Opinião
Um ano
Também em Portugal, os acusados no processo «Casa Pia» (só para citar esse exemplo) já cumpriram - antes mesmo de serem julgados - mais do que a pena aplicada ao soldado norte-americano.
As penas aplicadas podem ser mais ou menos eficazes na promoção da Justiça ou na prevenção ao crime, mas há uma coisa em que não falham: são o elemento mais concreto de que se pode dispôr para se perceber a graduação de gravidade que um Estado atribui a cada um dos crimes previstos na Lei.
Foi nessa perspectiva que a notícia da condenação do soldado norte-americano, Jeremy Sivits, à pena máxima de um ano de prisão, por ter participado das cenas de humilhação e tortura de Abu Ghraib, me levou a fazer uma pesquisa. Dela extraí o seguinte:
Um ano de prisão foi a pena aplicada, em 1998, nos Estados Unidos, a Mike Tyson por ter agredido duas pessoas. Um ano de prisão é também a pena máxima a que está sujeita a cantora Courtney Love por, num espetáculo, ter atirado o pedestal do microfone contra a plateia e ter agredido duas pessoas. É também a pena máxima por envio de e-mails comerciais indesejados ou para quem grave filmes sem autorização dos autores. Kevin Mitnick, um dos mais famosos «hackers» do mundo, foi condenado a um ano de prisão por invasão de sistemas e furto de um software.
Também nos Estados Unidos, mas por posse de drogas, o trompetista Chet Baker foi condenado, em1958, à mesma pena. Um ano de prisão foi ainda a sentença aplicada em 1948 contra os «Dez de Holly-wood» (realizadores e argumentistas norte-americanos que se recusaram a colaborar com a comissão MCarthy) por «actividades anti-americanas».
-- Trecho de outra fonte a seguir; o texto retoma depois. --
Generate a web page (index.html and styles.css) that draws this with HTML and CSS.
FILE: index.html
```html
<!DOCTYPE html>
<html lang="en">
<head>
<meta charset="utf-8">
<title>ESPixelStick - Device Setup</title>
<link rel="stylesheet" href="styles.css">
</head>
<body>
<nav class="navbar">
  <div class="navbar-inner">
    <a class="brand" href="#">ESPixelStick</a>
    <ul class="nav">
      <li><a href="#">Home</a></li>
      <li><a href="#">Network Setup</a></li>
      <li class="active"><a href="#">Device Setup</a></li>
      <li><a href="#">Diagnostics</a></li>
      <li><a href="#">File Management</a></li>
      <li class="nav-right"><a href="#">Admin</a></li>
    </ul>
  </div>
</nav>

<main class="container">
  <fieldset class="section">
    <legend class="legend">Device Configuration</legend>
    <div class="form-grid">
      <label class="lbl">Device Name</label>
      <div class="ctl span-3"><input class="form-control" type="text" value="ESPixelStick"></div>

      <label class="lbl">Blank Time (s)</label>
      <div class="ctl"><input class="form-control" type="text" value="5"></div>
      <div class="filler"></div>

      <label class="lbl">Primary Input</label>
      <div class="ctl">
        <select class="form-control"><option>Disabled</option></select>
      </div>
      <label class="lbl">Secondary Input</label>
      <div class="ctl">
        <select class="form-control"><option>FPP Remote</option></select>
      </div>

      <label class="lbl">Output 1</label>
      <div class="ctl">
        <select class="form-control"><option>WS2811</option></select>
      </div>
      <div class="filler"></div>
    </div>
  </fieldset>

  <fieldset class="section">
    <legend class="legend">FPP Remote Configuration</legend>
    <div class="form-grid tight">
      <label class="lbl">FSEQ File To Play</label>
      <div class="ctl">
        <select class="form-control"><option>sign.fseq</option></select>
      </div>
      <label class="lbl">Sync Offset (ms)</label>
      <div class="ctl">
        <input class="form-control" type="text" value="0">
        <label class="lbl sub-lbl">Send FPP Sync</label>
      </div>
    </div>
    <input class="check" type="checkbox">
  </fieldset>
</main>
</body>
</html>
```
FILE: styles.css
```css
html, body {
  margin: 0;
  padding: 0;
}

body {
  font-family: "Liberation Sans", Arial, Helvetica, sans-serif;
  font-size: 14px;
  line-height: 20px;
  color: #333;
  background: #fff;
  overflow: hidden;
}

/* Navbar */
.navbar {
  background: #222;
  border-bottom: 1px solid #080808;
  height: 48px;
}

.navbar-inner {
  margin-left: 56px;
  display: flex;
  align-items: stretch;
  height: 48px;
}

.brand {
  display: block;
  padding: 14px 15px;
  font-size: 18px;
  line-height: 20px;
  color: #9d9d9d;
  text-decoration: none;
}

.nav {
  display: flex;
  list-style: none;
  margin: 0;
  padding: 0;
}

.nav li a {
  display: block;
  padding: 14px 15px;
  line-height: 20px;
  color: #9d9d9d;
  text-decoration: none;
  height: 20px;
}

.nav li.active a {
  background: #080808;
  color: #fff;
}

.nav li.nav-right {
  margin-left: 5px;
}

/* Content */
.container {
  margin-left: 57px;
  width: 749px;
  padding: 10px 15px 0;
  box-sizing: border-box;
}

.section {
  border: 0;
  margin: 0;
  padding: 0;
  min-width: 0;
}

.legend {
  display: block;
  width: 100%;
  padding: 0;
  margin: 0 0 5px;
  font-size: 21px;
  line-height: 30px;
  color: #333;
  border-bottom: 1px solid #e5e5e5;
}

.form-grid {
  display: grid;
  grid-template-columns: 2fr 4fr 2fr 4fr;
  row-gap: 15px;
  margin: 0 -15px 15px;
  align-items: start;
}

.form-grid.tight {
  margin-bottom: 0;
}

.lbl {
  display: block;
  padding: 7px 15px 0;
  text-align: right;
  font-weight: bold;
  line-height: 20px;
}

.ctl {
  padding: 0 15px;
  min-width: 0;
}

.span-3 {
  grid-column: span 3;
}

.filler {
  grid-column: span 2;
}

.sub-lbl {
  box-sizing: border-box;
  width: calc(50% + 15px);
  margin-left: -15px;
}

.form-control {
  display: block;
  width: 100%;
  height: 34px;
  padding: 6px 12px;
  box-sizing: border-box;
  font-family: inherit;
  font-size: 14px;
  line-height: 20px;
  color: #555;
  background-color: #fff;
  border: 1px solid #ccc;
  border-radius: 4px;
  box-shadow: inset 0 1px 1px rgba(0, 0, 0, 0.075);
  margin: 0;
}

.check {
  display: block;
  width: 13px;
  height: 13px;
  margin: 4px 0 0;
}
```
Cerca de 600 pessoas estão, desde janeiro de 2002 (um ano e 5 meses além da pena imposta a Jeremy Sivits), na base militar norte-americana de Guantánamo, detidas «para interrogatório». Saindo dos Estados Unidos, rumo ao Brasil, verifica-se que, lá, quem se habilitar a penas inferiores a um ano de prisão pode entrar em acordo com o Ministério Público, que, por sua vez, pode abdicar da acusação em troca da prestação de serviços comunitários pelo acusado.
Se, por alguma razão, o soldado Jeremy Sivits resolvesse vir para Portugal, a condenação não poderia ser usada para lhe negar autorização de residência (só se, isoladamente ou somadas, as penas fossem além de um ano de prisão). E se, em Portugal, o soldado que torturou e humilhou presos no Iraque fosse a um jogo de futebol e atirasse algum objecto contra o relvado - toma! - arriscava-se a levar sentença igual: um ano de prisão. Também em Portugal, os acusados no processo «Casa Pia» (só para citar esse exemplo) já cumpriram - antes mesmo de serem julgados - mais do que a pena aplicada ao soldado norte americano.
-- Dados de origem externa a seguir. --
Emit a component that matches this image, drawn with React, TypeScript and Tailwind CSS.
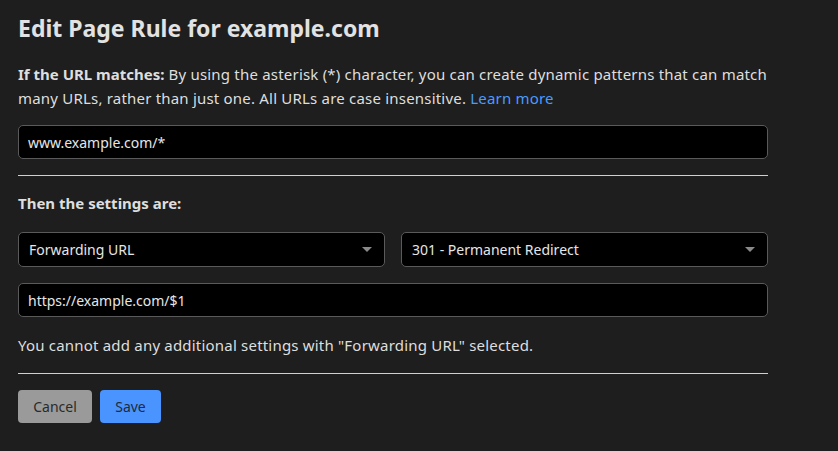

Se o período de condenação fosse medida de periculosidade do condenado, teríamos que concluir que Jeremy Sivits é tão perigoso quanto o foi Mahatma Ghandi (também ele condenado a um ano de prisão por suas actividades subversivas), ou quanto São Francisco de Assis, que, na sequência das constantes escaramuças entre os de Assis e os de Perugia, passou um ano nos calabouços peruginos. E a lista dos condenados a um ano de prisão inclui ainda figuras como Rosa de Luxemburgo (por ter exortado os soldados alemães a não matarem proletários de outras nações); Émile Zola, por injuria no famoso «caso Dreyfus»; a cantora brasileira Rita Lee, por posse de drogas; e o nosso Camões, por, em 1551, ter ferido à espada Gonçalves Borges - moço das cavalariças do rei - foi escrever o primeiro canto d´Os Lusíadas nos calabouços do Tronco, onde passou um ano da sua vida.
E um ano é sempre um ano. Nem mais nem menos.